In the United States of America, as per the collected Data, the top 10 most harmful events that effect a Human Being between 4/18/1950 to 11/28/2011 were:

  1. TORNADO, causing 5633 Fatalities and 91346 Injuries.

  2. HEAT / EXCESSIVE HEAT, causing 2840 Fatalities and 8625 Injuries.

(Please note that I am combining EXCESSIVE HEAT and HEAT variables to generate a single HEAT result Set. In my observations, I believe that these two variables, combined, present a better representation of the overall harmful impact on Human Beings health.)

  1. TSTM WIND, causing 504 Fatalities and 6957 Injuries.

  2. FLOOD, causing 470 Fatalities and 6789 Injuries.

  3. LIGHTNING, causing 816 Fatalities and 5230 Injuries.

  4. ICE STORM, causing 89 Fatalities and 1975 Injuries.

  5. FLASH FLOOD, causing 978 Fatalities and 1777 Injuries.

  6. THUNDERSTORM WIND, causing 133 Fatalities and 1488 Injuries.

  7. HAIL, causing 15 Fatalities and 1361 Injuries.

  8. WINTER STORM, causing 206 Fatalities and 1321 Injuries.

Plot the Data for the most influencial events in the United States from 1950 - 2011

plotdata <- t(cbind(log10(cData$Fatalities), log10(cData$Injuries)))
op <- par(mfrow=c(1,1), mar = c(8,3,3,3)); on.exit(par(op))
barplot(plotdata, beside=T, names.arg = cData$Event,
        main = "Plot of Most Harmful Events (Log10)",
        col=c("gold","orange"), legend = c("Fatalities","Injuries"),
        args.legend = list(x = "topright", bty="y", horiz = T),
        cex.names = 0.7, las = 3)

3.2. Second Question

Across the United States, which types of events have the greatest economic consequences?

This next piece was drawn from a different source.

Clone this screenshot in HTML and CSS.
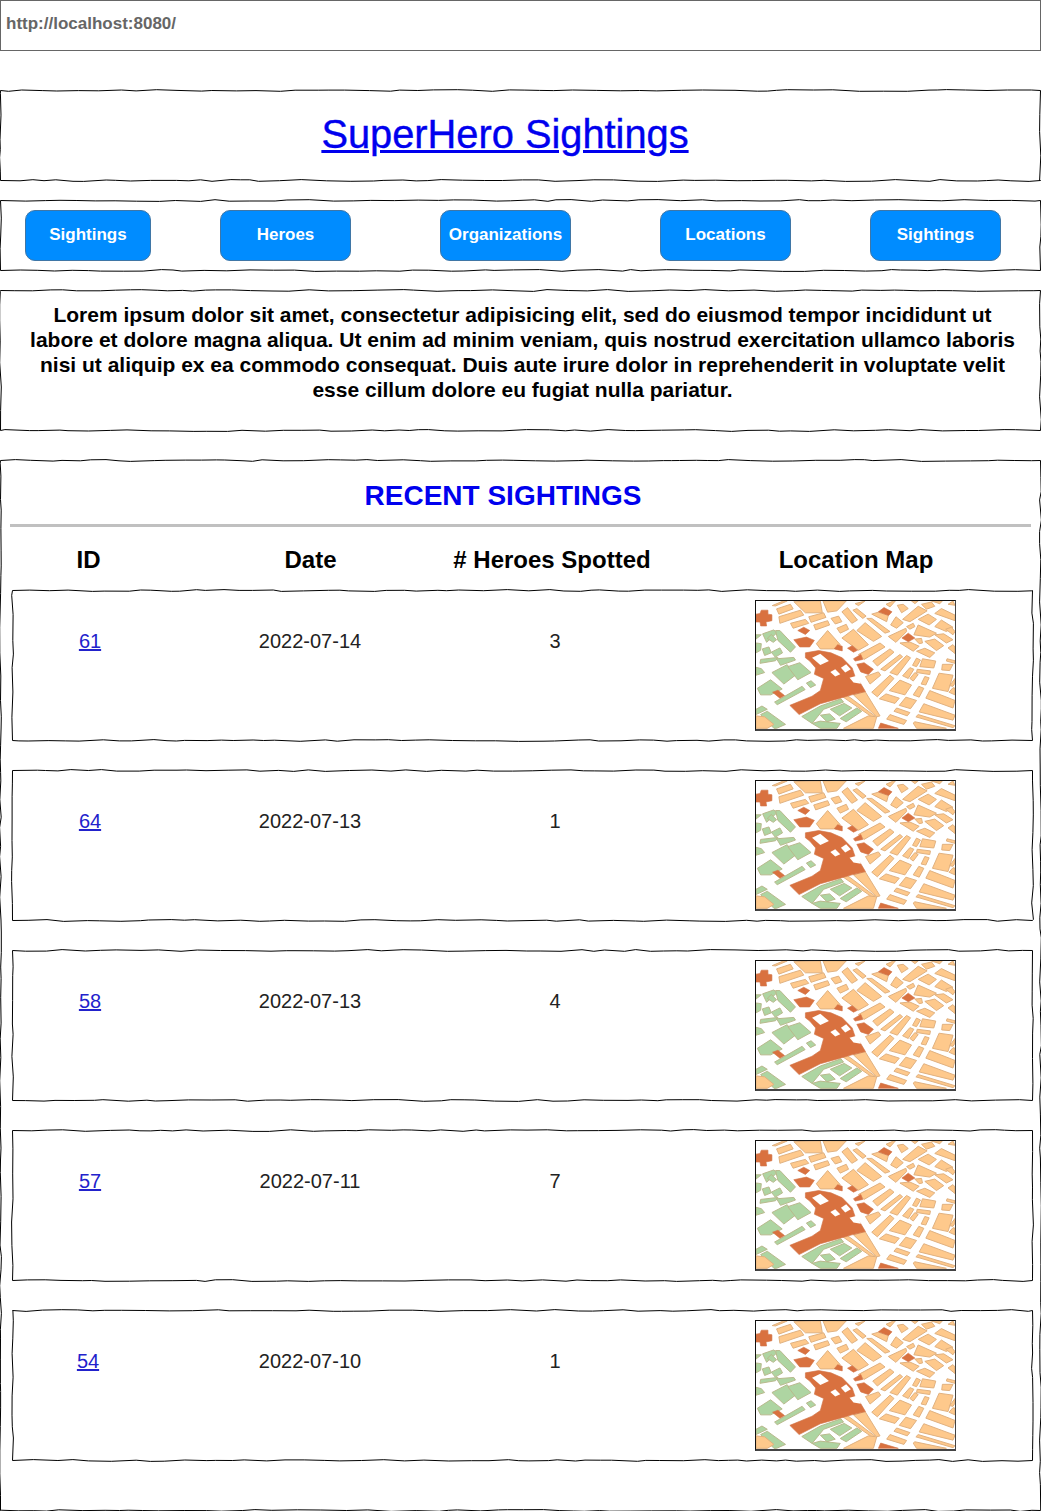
FILE: index.html
```html
<!DOCTYPE html>
<html lang="en">
<head>
<meta charset="utf-8">
<title>SuperHero Sightings</title>
<link rel="stylesheet" href="styles.css">
</head>
<body>
<svg class="defs" width="0" height="0" aria-hidden="true">
  <defs>
    <symbol id="map" viewBox="46 32 600 390" preserveAspectRatio="none">
      <g class="grn">
        <polygon points="46,135 62,135 46,148"/>
        <polygon points="66,132 100,120 108,130 78,158"/>
        <polygon points="80,146 92,134 108,150 98,158"/>
        <polygon points="105,122 118,122 165,172 150,188 112,152"/>
        <polygon points="65,178 85,172 92,190 72,198"/>
        <polygon points="46,160 62,162 60,182 46,190"/>
        <polygon points="92,188 118,175 126,190 104,203"/>
        <polygon points="58,222 105,214 112,204 60,210"/>
        <polygon points="108,208 160,204 165,212 120,228"/>
        <polygon points="46,234 62,238 72,250 46,258"/>
        <polygon points="94,250 140,226 165,258 130,285"/>
        <polygon points="142,232 178,220 212,250 172,272"/>
        <polygon points="50,298 90,272 125,300 90,318 60,318"/>
        <polygon points="198,282 212,275 226,288 210,296"/>
        <polygon points="102,340 185,292 194,302 110,348"/>
        <polygon points="46,362 64,352 80,362 46,378"/>
        <polygon points="60,378 80,368 135,408 108,420 100,420"/>
        <polygon points="184,384 240,352 302,330 310,340 250,362 215,405"/>
        <polygon points="270,362 312,344 335,358 298,382"/>
        <polygon points="240,380 268,376 285,392 260,400"/>
        <polygon points="215,405 240,398 300,405 290,420 240,420"/>
        <polygon points="300,390 350,358 365,368 318,400"/>
      </g>
      <g class="blk">
        <polygon points="95,46 128,32 140,32 105,47"/>
        <polygon points="160,34 240,32 246,68 195,68"/>
        <polygon points="248,32 318,32 290,62 262,66"/>
        <polygon points="108,56 150,42 158,56 115,72"/>
        <polygon points="115,80 180,60 190,75 118,100"/>
        <polygon points="205,80 250,68 257,82 212,97"/>
        <polygon points="150,100 195,88 205,100 158,115"/>
        <polygon points="220,105 262,92 268,105 226,120"/>
        <polygon points="272,85 295,78 305,95 285,102"/>
        <polygon points="290,115 318,103 325,118 300,130"/>
        <polygon points="305,65 322,52 352,90 335,100"/>
        <polygon points="338,60 350,55 378,78 368,85"/>
        <polygon points="345,40 375,32 355,46"/>
        <polygon points="395,72 415,66 445,76 440,95"/>
        <polygon points="438,42 460,32 466,32 450,50"/>
        <polygon points="472,45 490,42 505,55 485,68"/>
        <polygon points="488,88 535,48 562,62 510,95"/>
        <polygon points="452,105 468,80 490,98 470,115"/>
        <polygon points="535,88 565,72 590,88 568,105"/>
        <polygon points="585,70 605,55 646,75 646,92"/>
        <polygon points="585,110 605,90 640,112 620,125"/>
        <polygon points="545,42 575,35 585,48 560,57"/>
        <polygon points="515,32 535,32 525,40"/>
        <polygon points="575,32 608,32 600,40"/>
        <polygon points="625,42 640,32 646,45"/>
        <polygon points="618,118 635,112 646,125 640,135"/>
        <polygon points="380,85 395,85 450,125 435,130"/>
        <polygon points="350,122 375,98 425,140 400,155"/>
        <polygon points="305,145 340,118 385,165 355,182"/>
        <polygon points="228,162 262,122 300,165 280,178 240,178"/>
        <polygon points="445,140 498,115 500,125 468,158"/>
        <polygon points="500,110 520,100 525,110 510,118"/>
        <polygon points="522,135 535,105 590,130 570,142"/>
        <polygon points="480,160 510,157 538,170 520,185"/>
        <polygon points="525,148 545,146 548,160 538,162"/>
        <polygon points="555,155 585,148 612,168 590,183"/>
        <polygon points="530,185 555,176 585,190 570,204"/>
        <polygon points="585,135 612,132 640,150 620,160"/>
        <polygon points="625,175 640,165 646,172 646,192"/>
        <polygon points="355,195 420,160 435,172 372,210"/>
        <polygon points="398,215 450,178 462,188 412,230"/>
        <polygon points="422,240 480,195 488,202 435,245"/>
        <polygon points="450,250 500,198 512,205 472,258"/>
        <polygon points="518,228 530,206 542,212 530,232"/>
        <polygon points="548,208 588,215 582,236 540,232"/>
        <polygon points="608,225 640,225 630,244 606,242"/>
        <polygon points="622,208 646,214 646,222 620,215"/>
        <polygon points="488,260 510,235 522,240 505,268"/>
        <polygon points="510,268 525,250 535,256 520,276"/>
        <polygon points="532,240 572,245 570,256 530,250"/>
        <polygon points="544,285 555,262 568,266 558,288"/>
        <polygon points="376,262 415,248 422,258 390,285"/>
        <polygon points="395,310 450,258 462,268 412,324"/>
        <polygon points="448,305 480,273 515,288 495,318"/>
        <polygon points="520,318 537,292 552,298 538,325"/>
        <polygon points="578,298 598,252 640,258 625,308"/>
        <polygon points="630,290 646,268 646,282 640,292"/>
        <polygon points="628,310 640,296 646,298 646,318"/>
        <polygon points="558,328 570,305 646,335 640,358"/>
        <polygon points="418,330 438,315 478,328 465,344"/>
        <polygon points="478,350 498,325 530,335 512,360"/>
        <polygon points="462,368 470,358 510,372 502,382"/>
        <polygon points="538,370 552,345 646,380 640,395"/>
        <polygon points="440,392 450,378 500,396 492,408"/>
        <polygon points="528,385 535,378 646,412 640,418"/>
        <polygon points="520,404 525,400 620,420 530,420"/>
        <polygon points="340,318 375,308 420,382 410,385"/>
        <polygon points="302,320 315,315 405,383 395,385"/>
        <polygon points="310,420 385,382 410,385 400,420"/>
        <polygon points="46,382 72,385 100,408 80,420 46,420"/>
      </g>
      <g class="drk">
        <polygon points="58,70 62,60 82,60 82,72 94,74 94,92 76,96 78,108 60,108 58,96 46,96 46,72"/>
        <polygon points="172,122 190,112 208,122 195,134"/>
        <polygon points="160,150 198,142 222,152 208,172 178,172"/>
        <polygon points="282,178 292,165 306,170 306,184"/>
        <polygon points="322,176 336,168 352,182 340,188"/>
        <polygon points="340,208 362,195 368,210 345,215"/>
        <polygon points="350,225 372,220 400,240 385,256 362,248"/>
        <polygon points="415,65 432,52 456,65 446,76"/>
        <polygon points="486,145 505,130 525,145 505,156"/>
        <polygon points="96,310 112,304 132,320 118,328"/>
        <polygon points="415,420 422,404 475,420"/>
        <polygon points="195,190 235,183 272,190 306,205 336,236 346,266 362,284 376,308 335,318 300,328 240,345 176,378 148,350 215,322 240,305 250,268 222,255 226,236 208,215 195,205"/>
      </g>
      <g class="hole">
        <polygon points="215,205 240,193 266,215 240,227"/>
        <polygon points="270,248 285,240 300,255 285,262"/>
        <polygon points="302,235 318,225 332,240 315,250"/>
        <polygon points="328,266 350,260 362,284 340,280"/>
      </g>
    </symbol>
  </defs>
</svg>

<div class="address">http://localhost:8080/</div>

<header class="box title-box">
  <h1 class="title"><a href="#">SuperHero Sightings</a></h1>
</header>

<nav class="box nav">
  <a class="btn btn-a" href="#">Sightings</a>
  <a class="btn btn-b" href="#">Heroes</a>
  <a class="btn btn-c" href="#">Organizations</a>
  <a class="btn btn-d" href="#">Locations</a>
  <a class="btn btn-e" href="#">Sightings</a>
</nav>

<section class="box intro">
  <p>Lorem ipsum dolor sit amet, consectetur adipisicing elit, sed do eiusmod tempor incididunt ut labore et dolore magna aliqua. Ut enim ad minim veniam, quis nostrud exercitation ullamco laboris nisi ut aliquip ex ea commodo consequat. Duis aute irure dolor in reprehenderit in voluptate velit esse cillum dolore eu fugiat nulla pariatur.</p>
</section>

<main class="box recent">
  <h2 class="recent-title">RECENT SIGHTINGS</h2>
  <hr class="rule">
  <div class="heads">
    <div>ID</div>
    <div>Date</div>
    <div># Heroes Spotted</div>
    <div>Location Map</div>
  </div>
  <div class="rows">
    <article class="box row">
      <a class="id" href="#">61</a><div>2022-07-14</div><div>3</div>
      <svg class="map"><use href="#map"/></svg>
    </article>
    <article class="box row">
      <a class="id" href="#">64</a><div>2022-07-13</div><div>1</div>
      <svg class="map"><use href="#map"/></svg>
    </article>
    <article class="box row">
      <a class="id" href="#">58</a><div>2022-07-13</div><div>4</div>
      <svg class="map"><use href="#map"/></svg>
    </article>
    <article class="box row">
      <a class="id" href="#">57</a><div>2022-07-11</div><div>7</div>
      <svg class="map"><use href="#map"/></svg>
    </article>
    <article class="box row">
      <a class="id id-left" href="#">54</a><div>2022-07-10</div><div>1</div>
      <svg class="map"><use href="#map"/></svg>
    </article>
  </div>
</main>
<script src="script.js"></script>
</body>
</html>
```
FILE: styles.css
```css
* { box-sizing: border-box; }

html, body { margin: 0; padding: 0; background: #fff; }

body {
  width: 1041px;
  height: 1511px;
  overflow: hidden;
  font-family: "Liberation Sans", Arial, sans-serif;
  color: #000;
}

.defs { display: block; height: 0; }

.address {
  height: 51px;
  border: 1px solid #666;
  padding: 13px 5px 0;
  font-size: 17px;
  line-height: 19px;
  font-weight: 700;
  color: #666;
}

.box { position: relative; }

.wobble {
  position: absolute;
  left: 0;
  top: 0;
  width: 100%;
  height: 100%;
  overflow: visible;
  pointer-events: none;
}

.wobble path {
  fill: none;
  stroke: #000;
  stroke-width: 1;
}

.title-box {
  height: 91px;
  margin-top: 39px;
  display: flex;
  align-items: center;
  justify-content: center;
  padding: 0 31px 4px 0;
}

.title {
  margin: 0;
  font-size: 39.8px;
  line-height: 46px;
  font-weight: 400;
  -webkit-text-stroke: 0.4px #00e;
}

.title a { color: #00e; }

.nav {
  height: 71px;
  margin-top: 19px;
  display: flex;
  align-items: flex-start;
  padding: 10px 0 0 25px;
}

.btn {
  display: flex;
  align-items: center;
  justify-content: center;
  height: 51px;
  padding-bottom: 2px;
  border: 1px solid #3f76a6;
  border-radius: 10px;
  background: #008cff;
  color: #fff;
  font-size: 17px;
  font-weight: 700;
  text-decoration: none;
}

.btn-a { width: 126px; }
.btn-b { width: 131px; margin-left: 69px; }
.btn-c { width: 131px; margin-left: 89px; }
.btn-d { width: 131px; margin-left: 89px; }
.btn-e { width: 131px; margin-left: 79px; }

.intro {
  height: 141px;
  margin-top: 19px;
  padding: 12px 25px 0 29px;
}

.intro p {
  margin: 0;
  font-size: 21px;
  line-height: 25px;
  font-weight: 700;
  text-align: center;
  color: #000;
}

.recent {
  height: 1051px;
  margin-top: 29px;
  padding-top: 20px;
}

.recent-title {
  margin: 0 35px 0 0;
  height: 31px;
  font-size: 28px;
  line-height: 31px;
  font-weight: 700;
  text-align: center;
  color: #00e;
}

.rule {
  margin: 13px 10px 0;
  height: 3px;
  border: 0;
  background: #c0c0c0;
}

.heads {
  display: grid;
  grid-template-columns: 177px 267px 216px 1fr;
  height: 63px;
  padding-top: 19px;
  font-size: 24px;
  line-height: 28px;
  font-weight: 700;
  text-align: center;
}

.heads > div:last-child { width: 392px; }

.rows {
  display: flex;
  flex-direction: column;
  gap: 29px;
  margin-left: 12px;
  width: 1021px;
}

.row {
  display: grid;
  grid-template-columns: 156px 284px 206px 1fr;
  height: 151px;
  padding-top: 39px;
  font-size: 20px;
  line-height: 24px;
  text-align: center;
  color: #222;
}

.id { color: #2222cc; justify-self: center; }
.id-left { margin-right: 4px; }

.map {
  display: block;
  width: 201px;
  height: 131px;
  margin: -29px 0 0 97px;
  border: 1px solid #111;
  border-right: 1px solid #444;
  border-bottom: 2px solid #444;
  background: #fff;
}

.blk polygon { fill: #fec98c; stroke: #e0b07e; stroke-width: 3; }
.grn polygon { fill: #aed5a2; stroke: #b8b88c; stroke-width: 3; }
.drk polygon { fill: #d9713f; stroke: #d2754a; stroke-width: 2; }
.hole polygon { fill: #fff; }
```
FILE: script.js
```js
// Draws the hand-sketched outline of every .box as a wobbly SVG path.
(function () {
  var NS = "http://www.w3.org/2000/svg";
  var seed = 7;
  function rnd() {
    seed = (seed * 16807) % 2147483647;
    return seed / 2147483647;
  }
  function jitter() {
    return (rnd() - 0.5) * 1.9;
  }
  function edge(x0, y0, x1, y1) {
    var len = Math.hypot(x1 - x0, y1 - y0);
    var horizontal = y0 === y1;
    var out = [];
    var t = 0;
    while (t < len) {
      t += 8 + rnd() * 18;
      if (t >= len) break;
      var f = t / len;
      var x = x0 + (x1 - x0) * f;
      var y = y0 + (y1 - y0) * f;
      if (horizontal) y += jitter();
      else x += jitter();
      out.push(x.toFixed(1) + " " + y.toFixed(1));
    }
    out.push(x1 + " " + y1);
    return out;
  }
  document.querySelectorAll(".box").forEach(function (box) {
    var w = box.offsetWidth - 0.5;
    var h = box.offsetHeight - 0.5;
    var pts = ["0.5 0.5"]
      .concat(edge(0.5, 0.5, w, 0.5))
      .concat(edge(w, 0.5, w, h))
      .concat(edge(w, h, 0.5, h))
      .concat(edge(0.5, h, 0.5, 0.5));
    var svg = document.createElementNS(NS, "svg");
    svg.setAttribute("class", "wobble");
    var path = document.createElementNS(NS, "path");
    path.setAttribute("d", "M" + pts.join("L"));
    svg.appendChild(path);
    box.appendChild(svg);
  });
})();
```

In the United States, the Events with the greatest Economic Consequences from 1950 - 2011 were:

  1. TORNADO, causing 321 Billion Dollars in Property Damage and 58 Billion Dollars in Crop Damage

  2. FLASH FLOOD, causing 142 Billion Dollars in Property Damage and 18 Billion Dollars in Crop Damage

  3. TSTM WIND, causing 134 Billion Dollars in Property Damage and 17 Billion Dollars in Crop Damage

  4. FLOOD, causing 90 Billion Dollars in Property Damage and 11 Billion Dollars in Crop Damage

  5. THUNDERSTORM WIND, causing 88 Billion Dollars in Property Damage and 10 Billion Dollars in Crop Damage

  6. HAIL, causing 69 Billion Dollars in Property Damage and 7 Billion Dollars in Crop Damage

  7. LIGHTNING, causing 60 Billion Dollars in Property Damage and 3 Billion Dollars in Crop Damage

  8. THUNDERSTORM WINDS, causing 45 Billion Dollars in Property Damage and 2 Billion Dollars in Crop Damage

  9. HIGH WIND, causing 32 Billion Dollars in Property Damage and 2 Billion Dollars in Crop Damage

  10. WINTER STORM, causing 13 Billion Dollars in Property Damage and 1 Billion Dollars in Crop Damage

Plot of the greatest Economic Consequences in the United States from 1950 - 2011

ecodata <- t(cbind(log10(propDamg$PROPDMG), log10(cropDamg$CROPDMG)))
op <- par(mfrow=c(1,1), mar = c(8,3,3,3)); on.exit(par(op))
barplot(ecodata, beside=T, names.arg = propDamg$EVTYPE,
        main = "Plot of Economic Consequence (Log10)",
        col=c("gold","orange"), legend = c("Property","Crop"),
        args.legend = list(x = "topright", bty="n", horiz = T),
        cex.names = 0.7, las = 3)

4. Conclusion

In the United States of America, the number one cause of health hazard from natural disasters was TORNADO, causing 5633 Fatalities and 91346 Injuries. On the other hand, the event or natural disaster that cost the most to recover from was TORNADO, causing 321 Billion Dollars in Property Damage and 58 Billion Dollars in Crop Damage.